Le président du CDP a alors traduit, avec « émotion » et « humilité », sa reconnaissance aux militants pour cette confiance renouvelée. « Nous allons engager avec une grande détermination la modernisation de notre parti pour le rendre en phase avec ses ambitions. Dès le prochain Bureau politique national (BPN), nous présenterons le chronogramme des grands chantiers que nous entreprendrons dans les trois années à venir », a-t-il signifié, insistant sur sa volonté de « préserver » la cohésion et l’unité du CDP. Pour lui, la voie que le CDP doit désormais emprunter pour atteindre ses objectifs a été tracée à ce congrès, en ce sens que le parti s’est doté d’outils et d’instruments « nécessaires » pour son fonctionnement efficace. Il a fait allusion en premier lieu, au renouvellement du Bureau exécutif national (BEN), fort d’une centaine de membres qu’il aura à conduire et du Haut conseil du parti, dont fait partie Léonce Koné. Cet autre ponte du parti n’a pas été aussi témoin de la clôture des travaux du congrès, tout comme Juliette Bonkoungou, qui fait partie des candidats au poste de président ayant jeté l’éponge.
Le BEN pourrait connaitre d’ailleurs des réajustements, comme le souhaite Eddie Komboïgo, pour peut-être prendre en compte son challenger malheureux, qui ne joue pas un rôle au sein de cet organe. Quoiqu’il en soit, le patron du CDP se montre ambitieux, malgré les « tentatives de déstabilisation » du régime en place. «Reconquérir le pouvoir d’Etat est maintenant notre objectif. Aucun obstacle ne nous empêche désormais d’assumer pleinement notre rôle dans l’évolution sociopolitique de notre pays (…)», a-t-il affirmé.
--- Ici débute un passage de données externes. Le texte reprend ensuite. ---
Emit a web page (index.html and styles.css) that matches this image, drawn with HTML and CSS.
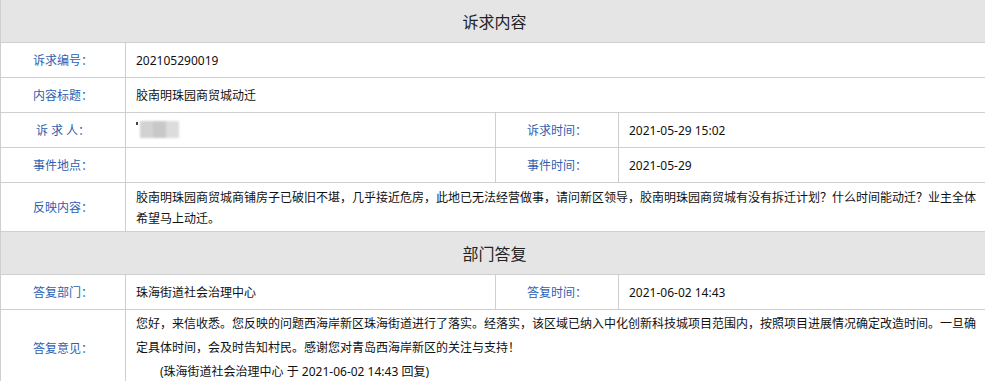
FILE: index.html
```html
<!DOCTYPE html>
<html lang="zh-CN">
<head>
<meta charset="utf-8">
<title>诉求内容</title>
<link rel="stylesheet" href="styles.css">
</head>
<body>
<table class="info">
  <colgroup>
    <col class="c1"><col class="c2"><col class="c3"><col class="c4">
  </colgroup>
  <tr class="sec first"><th colspan="4">诉求内容</th></tr>
  <tr class="row">
    <td class="lbl">诉求编号：</td>
    <td class="val" colspan="3">202105290019</td>
  </tr>
  <tr class="row">
    <td class="lbl">内容标题：</td>
    <td class="val" colspan="3">胶南明珠园商贸城动迁</td>
  </tr>
  <tr class="row">
    <td class="lbl">诉 求 人：</td>
    <td class="val"><span class="mask"><i class="dot"></i><span class="blur"><b class="m1"></b><b class="m2"></b><b class="m3"></b></span></span></td>
    <td class="lbl">诉求时间：</td>
    <td class="val">2021-05-29 15:02</td>
  </tr>
  <tr class="row">
    <td class="lbl">事件地点：</td>
    <td class="val"></td>
    <td class="lbl">事件时间：</td>
    <td class="val">2021-05-29</td>
  </tr>
  <tr class="content">
    <td class="lbl">反映内容：</td>
    <td class="val" colspan="3">胶南明珠园商贸城商铺房子已破旧不堪，几乎接近危房，此地已无法经营做事，请问新区领导，胶南明珠园商贸城有没有拆迁计划？什么时间能动迁？业主全体希望马上动迁。</td>
  </tr>
  <tr class="sec"><th colspan="4">部门答复</th></tr>
  <tr class="row">
    <td class="lbl">答复部门：</td>
    <td class="val">珠海街道社会治理中心</td>
    <td class="lbl">答复时间：</td>
    <td class="val">2021-06-02 14:43</td>
  </tr>
  <tr class="reply">
    <td class="lbl">答复意见：</td>
    <td class="val" colspan="3">您好，来信收悉。您反映的问题西海岸新区珠海街道进行了落实。经落实，该区域已纳入中化创新科技城项目范围内，按照项目进展情况确定改造时间。一旦确定具体时间，会及时告知村民。感谢您对青岛西海岸新区的关注与支持！<br><span class="sign">(珠海街道社会治理中心 于 2021-06-02 14:43 回复)</span></td>
  </tr>
</table>
</body>
</html>
```

FILE: styles.css
```css
html, body {
  margin: 0;
  padding: 0;
  background: #fff;
  overflow: hidden;
}
body {
  font-family: "Noto Sans", "Noto Sans CJK SC", sans-serif;
  font-size: 12px;
  color: #111;
}
.info {
  border-collapse: collapse;
  table-layout: fixed;
  width: 988px;
}
.c1 { width: 125px; }
.c2 { width: 370px; }
.c3 { width: 123px; }
.c4 { width: 370px; }
.info td, .info th {
  border: 1px solid #cfcfcf;
  padding: 0 10px;
}
.sec th {
  background: #e5e5e5;
  font-weight: normal;
  font-size: 16px;
  color: #222;
  text-align: center;
  height: 42px;
  padding: 0;
}
.sec.first th {
  border-top: none;
  height: 42px;
}
.row td {
  height: 34px;
  vertical-align: middle;
}
.lbl {
  text-align: center;
  color: #2d5fb2;
}
.val {
  text-align: left;
  color: #111;
}
.content .val {
  line-height: 21px;
  padding: 4px 10px 2px;
}
.reply .val {
  line-height: 24px;
  padding: 2px 10px 2px;
}
.sign {
  padding-left: 24px;
}
.mask {
  display: inline-flex;
  align-items: flex-start;
  vertical-align: middle;
  height: 20px;
}
.dot {
  display: block;
  width: 2px;
  height: 3px;
  background: #444;
  margin-top: 2px;
  margin-right: 2px;
}
.blur {
  display: flex;
  filter: blur(1.2px);
  margin-top: 1px;
}
.blur b {
  display: block;
  width: 13px;
  height: 17px;
}
.m1 { background: #d2d2d2; }
.m2 { background: #c8c8c8; }
.m3 { background: #dcdcdc; }
```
Blaise Compaoré fait président d’honneur
Outre l’élection du président du parti, les congressistes se sont penchés sur sa place et son rôle dans l’évolution sociopolitique récente du Burkina Faso, marquée par la Transition et l’avènement au pouvoir du Mouvement du peuple pour le progrès (MPP), conformément au thème du congrès. Il est ressorti que le CDP assume son statut de parti d’opposition, depuis la perte du pouvoir en 2014, suite à l’insurrection populaire. La formation d’Eddie Komboïgo, ont noté les congressistes, constitue de nos jours la 3e force politique du pays, avec 18 députés et 2150 conseillers municipaux. Une position acquise grâce à un certain nombre d’atouts : forte représentation sur le territoire national, disponibilité d’une base électorale large, existence de personnes-ressources, etc. Cependant, les militants se sont rendus à l’évidence que le CDP traîne des faiblesses plus ou moins liées à la perte du pouvoir. Il s’agit, entre autres, des cas d’indiscipline, du départ de militants « pas prêts » à vivre les réalités de l’opposition et des procès d’intention et de persécution contre certains militants. En tout état de cause, les congressistes ont identifié des défis à relever par le CDP à l’avenir en termes de gouvernance. Ce sont, parmi tant d’autres, la préservation de la cohésion sociale, le respect des principes organisationnels, le renforcement de la place des jeunes et des femmes au sein du parti et l’achèvement de la mise en place des structures en cours. Pour un CDP plus fort, les congressistes ont fait des propositions allant dans le sens de la consolidation des organes tels que le BPN et le BEN, par l’augmentation du nombre de leurs membres. La réhabilitation « sans délai » du siège du parti, sis à l’avenue Kwame Nkrumah, saccagé lors de l’insurrection populaire, tient également à cœur les militants. Mais d’ores et déjà, le congrès a acté la création d’une commission permanente chargée de la gestion et du suivi des cadres du parti. Aussi, l’instance a-t-elle renforcé le contrôle du fondateur sur le CDP, par l’adoption d’une résolution l’élevant au rang de « président d’honneur », pour son « leadership éclairé ». Ce poste hors hiérarchie confère des prérogatives à l’ancien président du Faso, qui pourra fixer les grandes orientations et options stratégiques du parti, ou encore valider le choix de son candidat à la fonction suprême.